THE TASK: Only lines holding the string "React" are wanted; copy each one from the material.

— START OF DATA SHOWN —

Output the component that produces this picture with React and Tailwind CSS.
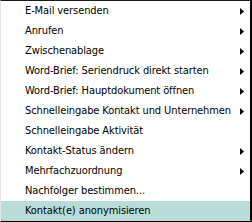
import React from "react";

const items = [
    { label: "E-Mail versenden", sub: true },
    { label: "Anrufen", sub: true },
    { label: "Zwischenablage", sub: true },
    { label: "Word-Brief: Seriendruck direkt starten", sub: true },
    { label: "Word-Brief: Hauptdokument öffnen", sub: true },
    { label: "Schnelleingabe Kontakt und Unternehmen", sub: true },
    { label: "Schnelleingabe Aktivität" },
    { label: "Kontakt-Status ändern", sub: true },
    { label: "Mehrfachzuordnung", sub: true },
    { label: "Nachfolger bestimmen..." },
    { label: "Kontakt(e) anonymisieren", active: true },
];

const Arrow = () => (
    <svg width="4" height="7" viewBox="0 0 4 7" className="block">
        <path d="M0 0 L4 3.5 L0 7 Z" fill="#000" />
    </svg>
);

const App = () => {
    return (
        <div className="w-[252px] h-[222px] bg-white border-t border-l border-t-[#1a1a1a] border-l-[#e4e4e4] border-r-2 border-b border-r-black border-b-black font-['DejaVu_Sans_Condensed','DejaVu_Sans',sans-serif] text-[11px] tracking-[-0.1px] text-black">
            {/* menu entries */}
            {items.map((item) => (
                <div
                    key={item.label}
                    className={`h-[20px] flex items-center justify-between pl-[24px] pr-[6px] ${
                        item.active ? "bg-[#b9dcdb]" : ""
                    }`}
                >
                    <span className="whitespace-nowrap leading-none -mt-[1px]">{item.label}</span>
                    {item.sub && <Arrow />}
                </div>
            ))}
        </div>
    );
};

export default App;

— END OF DATA SHOWN —

SOLUTION FOR THIS EXERCISE:
Output the component that produces this picture with React and Tailwind CSS.
import React from "react";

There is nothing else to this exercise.